## Short task
Take the lines from the one bearing "Write the React and Tailwind CSS code for this table." to the one bearing "const rowHeights = ['h-[158px]', 'h-[157px]', 'h-[156px]']", inclusive, and reproduce them exactly; include no other line.
Entries supplied start
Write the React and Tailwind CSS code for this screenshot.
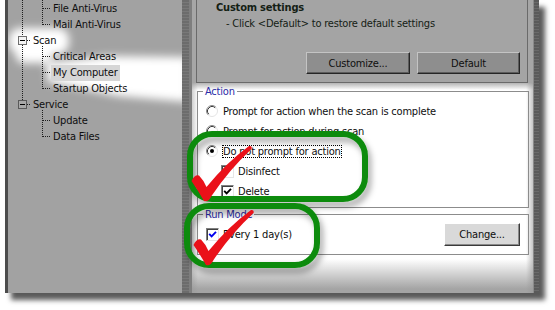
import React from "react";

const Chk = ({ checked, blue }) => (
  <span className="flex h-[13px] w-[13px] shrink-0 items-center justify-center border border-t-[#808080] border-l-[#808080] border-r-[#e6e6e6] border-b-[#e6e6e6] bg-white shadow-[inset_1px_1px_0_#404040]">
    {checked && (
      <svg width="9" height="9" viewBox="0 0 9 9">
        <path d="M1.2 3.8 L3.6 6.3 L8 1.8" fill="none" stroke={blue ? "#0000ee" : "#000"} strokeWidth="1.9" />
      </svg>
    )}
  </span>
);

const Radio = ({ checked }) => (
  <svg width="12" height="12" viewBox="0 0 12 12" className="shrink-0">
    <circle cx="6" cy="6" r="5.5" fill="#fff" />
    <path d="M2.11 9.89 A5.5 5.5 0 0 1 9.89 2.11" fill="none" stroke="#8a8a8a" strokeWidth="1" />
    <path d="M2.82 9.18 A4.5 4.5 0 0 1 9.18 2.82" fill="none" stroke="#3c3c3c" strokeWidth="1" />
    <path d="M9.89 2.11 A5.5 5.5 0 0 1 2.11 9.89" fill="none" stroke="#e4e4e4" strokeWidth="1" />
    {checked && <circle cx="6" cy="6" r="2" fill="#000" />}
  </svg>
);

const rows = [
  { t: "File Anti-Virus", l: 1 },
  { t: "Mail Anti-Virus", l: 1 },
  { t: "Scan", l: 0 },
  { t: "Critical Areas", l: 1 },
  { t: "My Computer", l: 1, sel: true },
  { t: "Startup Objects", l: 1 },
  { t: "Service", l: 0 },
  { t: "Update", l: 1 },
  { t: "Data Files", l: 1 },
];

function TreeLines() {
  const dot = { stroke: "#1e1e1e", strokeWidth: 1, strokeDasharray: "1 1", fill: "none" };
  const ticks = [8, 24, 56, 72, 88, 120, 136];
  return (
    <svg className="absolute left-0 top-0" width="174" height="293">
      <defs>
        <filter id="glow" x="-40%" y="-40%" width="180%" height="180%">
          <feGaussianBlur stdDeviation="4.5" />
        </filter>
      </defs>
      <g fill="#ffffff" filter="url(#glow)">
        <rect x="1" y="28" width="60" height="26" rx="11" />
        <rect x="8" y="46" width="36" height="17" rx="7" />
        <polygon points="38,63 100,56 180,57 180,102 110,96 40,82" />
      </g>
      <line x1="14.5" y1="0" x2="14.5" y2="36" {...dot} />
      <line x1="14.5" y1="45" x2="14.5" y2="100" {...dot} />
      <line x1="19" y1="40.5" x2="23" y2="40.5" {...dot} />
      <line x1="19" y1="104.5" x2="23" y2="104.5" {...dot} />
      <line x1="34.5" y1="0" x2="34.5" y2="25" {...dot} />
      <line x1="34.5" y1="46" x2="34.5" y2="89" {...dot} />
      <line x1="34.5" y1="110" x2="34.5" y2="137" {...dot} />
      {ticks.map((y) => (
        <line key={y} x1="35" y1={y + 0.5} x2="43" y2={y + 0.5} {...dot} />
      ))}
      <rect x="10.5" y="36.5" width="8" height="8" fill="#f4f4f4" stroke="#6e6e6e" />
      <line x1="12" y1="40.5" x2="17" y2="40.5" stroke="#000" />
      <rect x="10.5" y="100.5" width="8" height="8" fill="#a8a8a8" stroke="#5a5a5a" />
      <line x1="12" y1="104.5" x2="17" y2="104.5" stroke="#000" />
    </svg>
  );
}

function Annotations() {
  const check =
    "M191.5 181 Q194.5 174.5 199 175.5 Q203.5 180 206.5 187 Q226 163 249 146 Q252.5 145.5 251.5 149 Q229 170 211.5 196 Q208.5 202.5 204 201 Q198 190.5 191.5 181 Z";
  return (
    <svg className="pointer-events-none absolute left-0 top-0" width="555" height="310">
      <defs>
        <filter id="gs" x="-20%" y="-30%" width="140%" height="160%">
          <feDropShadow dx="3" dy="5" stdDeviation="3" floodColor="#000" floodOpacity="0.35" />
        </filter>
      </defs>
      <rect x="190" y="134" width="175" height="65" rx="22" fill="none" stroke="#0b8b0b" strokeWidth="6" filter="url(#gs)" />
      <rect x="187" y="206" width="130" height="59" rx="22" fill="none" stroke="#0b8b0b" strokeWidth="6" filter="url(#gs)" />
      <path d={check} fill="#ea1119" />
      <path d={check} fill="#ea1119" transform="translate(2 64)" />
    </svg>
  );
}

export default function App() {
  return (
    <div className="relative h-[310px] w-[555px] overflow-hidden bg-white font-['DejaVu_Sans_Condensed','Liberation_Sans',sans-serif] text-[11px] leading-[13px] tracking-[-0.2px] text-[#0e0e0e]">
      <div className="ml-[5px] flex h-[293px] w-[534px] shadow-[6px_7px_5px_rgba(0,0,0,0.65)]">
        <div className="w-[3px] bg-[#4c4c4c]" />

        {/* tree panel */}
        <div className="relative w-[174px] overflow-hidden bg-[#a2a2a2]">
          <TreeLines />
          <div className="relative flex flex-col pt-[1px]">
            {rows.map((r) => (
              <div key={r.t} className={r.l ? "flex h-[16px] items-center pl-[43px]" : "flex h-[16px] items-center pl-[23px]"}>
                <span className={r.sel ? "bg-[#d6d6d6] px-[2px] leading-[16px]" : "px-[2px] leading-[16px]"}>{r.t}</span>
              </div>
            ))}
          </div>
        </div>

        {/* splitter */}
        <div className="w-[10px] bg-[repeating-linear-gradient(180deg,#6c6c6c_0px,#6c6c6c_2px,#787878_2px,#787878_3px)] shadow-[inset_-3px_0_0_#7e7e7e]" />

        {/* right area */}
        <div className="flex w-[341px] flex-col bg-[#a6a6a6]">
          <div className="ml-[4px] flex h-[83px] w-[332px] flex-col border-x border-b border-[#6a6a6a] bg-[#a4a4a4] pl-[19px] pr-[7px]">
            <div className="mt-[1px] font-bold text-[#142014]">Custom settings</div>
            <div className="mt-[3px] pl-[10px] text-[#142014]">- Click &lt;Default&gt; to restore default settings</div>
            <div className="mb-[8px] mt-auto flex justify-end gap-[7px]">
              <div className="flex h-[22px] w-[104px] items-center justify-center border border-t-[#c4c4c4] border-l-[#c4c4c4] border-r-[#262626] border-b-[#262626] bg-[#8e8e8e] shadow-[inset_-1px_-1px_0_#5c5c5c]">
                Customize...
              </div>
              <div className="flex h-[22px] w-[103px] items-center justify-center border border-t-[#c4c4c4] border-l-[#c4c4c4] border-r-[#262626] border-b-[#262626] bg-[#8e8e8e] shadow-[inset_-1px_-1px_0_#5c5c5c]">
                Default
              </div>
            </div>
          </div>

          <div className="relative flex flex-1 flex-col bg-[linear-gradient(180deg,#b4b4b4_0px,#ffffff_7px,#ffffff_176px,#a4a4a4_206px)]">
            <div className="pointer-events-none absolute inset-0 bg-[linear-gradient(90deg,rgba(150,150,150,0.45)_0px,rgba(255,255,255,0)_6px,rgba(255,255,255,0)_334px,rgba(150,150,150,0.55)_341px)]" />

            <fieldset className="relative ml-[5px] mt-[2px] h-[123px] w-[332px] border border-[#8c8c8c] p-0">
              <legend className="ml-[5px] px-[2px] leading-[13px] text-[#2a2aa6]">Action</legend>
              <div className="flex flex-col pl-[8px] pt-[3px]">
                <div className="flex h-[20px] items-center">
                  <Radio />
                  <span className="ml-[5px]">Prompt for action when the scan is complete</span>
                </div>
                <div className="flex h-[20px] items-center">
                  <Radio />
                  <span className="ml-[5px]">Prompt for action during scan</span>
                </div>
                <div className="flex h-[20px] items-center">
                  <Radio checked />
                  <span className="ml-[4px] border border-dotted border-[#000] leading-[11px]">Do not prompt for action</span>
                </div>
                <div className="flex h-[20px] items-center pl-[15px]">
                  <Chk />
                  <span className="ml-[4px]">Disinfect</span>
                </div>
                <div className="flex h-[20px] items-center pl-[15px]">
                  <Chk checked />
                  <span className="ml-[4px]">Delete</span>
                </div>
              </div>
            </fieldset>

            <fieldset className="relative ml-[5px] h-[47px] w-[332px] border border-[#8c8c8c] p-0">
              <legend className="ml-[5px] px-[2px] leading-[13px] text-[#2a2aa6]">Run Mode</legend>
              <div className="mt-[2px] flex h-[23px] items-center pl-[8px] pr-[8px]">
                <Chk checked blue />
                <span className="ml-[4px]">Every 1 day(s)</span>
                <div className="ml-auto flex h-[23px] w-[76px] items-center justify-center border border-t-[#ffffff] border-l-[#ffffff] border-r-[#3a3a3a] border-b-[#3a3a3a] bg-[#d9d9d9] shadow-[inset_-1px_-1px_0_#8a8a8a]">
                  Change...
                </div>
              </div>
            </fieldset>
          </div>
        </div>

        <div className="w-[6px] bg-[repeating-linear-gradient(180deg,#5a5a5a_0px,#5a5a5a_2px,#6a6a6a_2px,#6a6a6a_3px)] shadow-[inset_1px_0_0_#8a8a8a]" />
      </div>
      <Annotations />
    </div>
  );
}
Entries supplied end
Entries supplied start
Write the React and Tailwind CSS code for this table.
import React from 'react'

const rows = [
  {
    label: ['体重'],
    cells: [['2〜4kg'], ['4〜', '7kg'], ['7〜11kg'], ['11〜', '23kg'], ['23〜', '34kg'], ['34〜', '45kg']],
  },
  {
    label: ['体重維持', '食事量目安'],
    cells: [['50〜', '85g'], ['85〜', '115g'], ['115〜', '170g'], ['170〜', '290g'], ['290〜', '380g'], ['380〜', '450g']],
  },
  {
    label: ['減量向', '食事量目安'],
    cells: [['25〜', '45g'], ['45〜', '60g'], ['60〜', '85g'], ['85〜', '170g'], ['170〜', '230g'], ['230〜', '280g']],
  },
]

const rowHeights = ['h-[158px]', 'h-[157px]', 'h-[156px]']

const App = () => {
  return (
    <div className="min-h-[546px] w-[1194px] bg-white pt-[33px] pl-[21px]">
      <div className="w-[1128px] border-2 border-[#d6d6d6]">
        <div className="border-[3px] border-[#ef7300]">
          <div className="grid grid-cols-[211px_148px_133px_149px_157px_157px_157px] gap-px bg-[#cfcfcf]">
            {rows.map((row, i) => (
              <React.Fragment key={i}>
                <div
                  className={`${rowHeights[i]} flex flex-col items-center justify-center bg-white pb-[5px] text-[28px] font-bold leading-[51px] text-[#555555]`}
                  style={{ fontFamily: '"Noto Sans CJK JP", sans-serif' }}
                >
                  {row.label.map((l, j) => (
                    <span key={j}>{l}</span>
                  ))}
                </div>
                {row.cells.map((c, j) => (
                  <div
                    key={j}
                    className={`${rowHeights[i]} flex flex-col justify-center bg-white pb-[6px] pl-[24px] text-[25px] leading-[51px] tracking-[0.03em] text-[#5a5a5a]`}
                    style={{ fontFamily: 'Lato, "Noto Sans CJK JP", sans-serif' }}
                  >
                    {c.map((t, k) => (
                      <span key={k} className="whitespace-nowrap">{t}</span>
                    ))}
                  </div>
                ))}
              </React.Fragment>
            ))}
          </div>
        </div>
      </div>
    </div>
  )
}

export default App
Entries supplied end
Entries supplied start
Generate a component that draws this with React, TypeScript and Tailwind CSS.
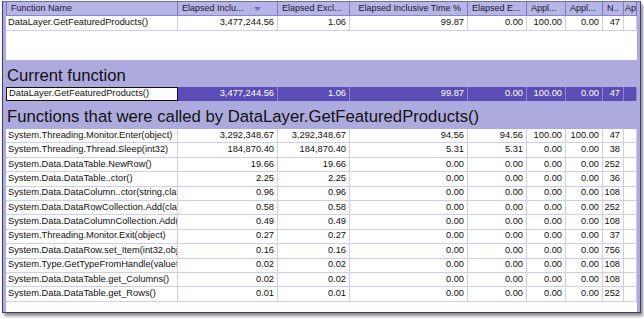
Entries supplied end
## Complete answer
Write the React and Tailwind CSS code for this table.
import React from 'react'

const rows = [
  {
    label: ['体重'],
    cells: [['2〜4kg'], ['4〜', '7kg'], ['7〜11kg'], ['11〜', '23kg'], ['23〜', '34kg'], ['34〜', '45kg']],
  },
  {
    label: ['体重維持', '食事量目安'],
    cells: [['50〜', '85g'], ['85〜', '115g'], ['115〜', '170g'], ['170〜', '290g'], ['290〜', '380g'], ['380〜', '450g']],
  },
  {
    label: ['減量向', '食事量目安'],
    cells: [['25〜', '45g'], ['45〜', '60g'], ['60〜', '85g'], ['85〜', '170g'], ['170〜', '230g'], ['230〜', '280g']],
  },
]

const rowHeights = ['h-[158px]', 'h-[157px]', 'h-[156px]']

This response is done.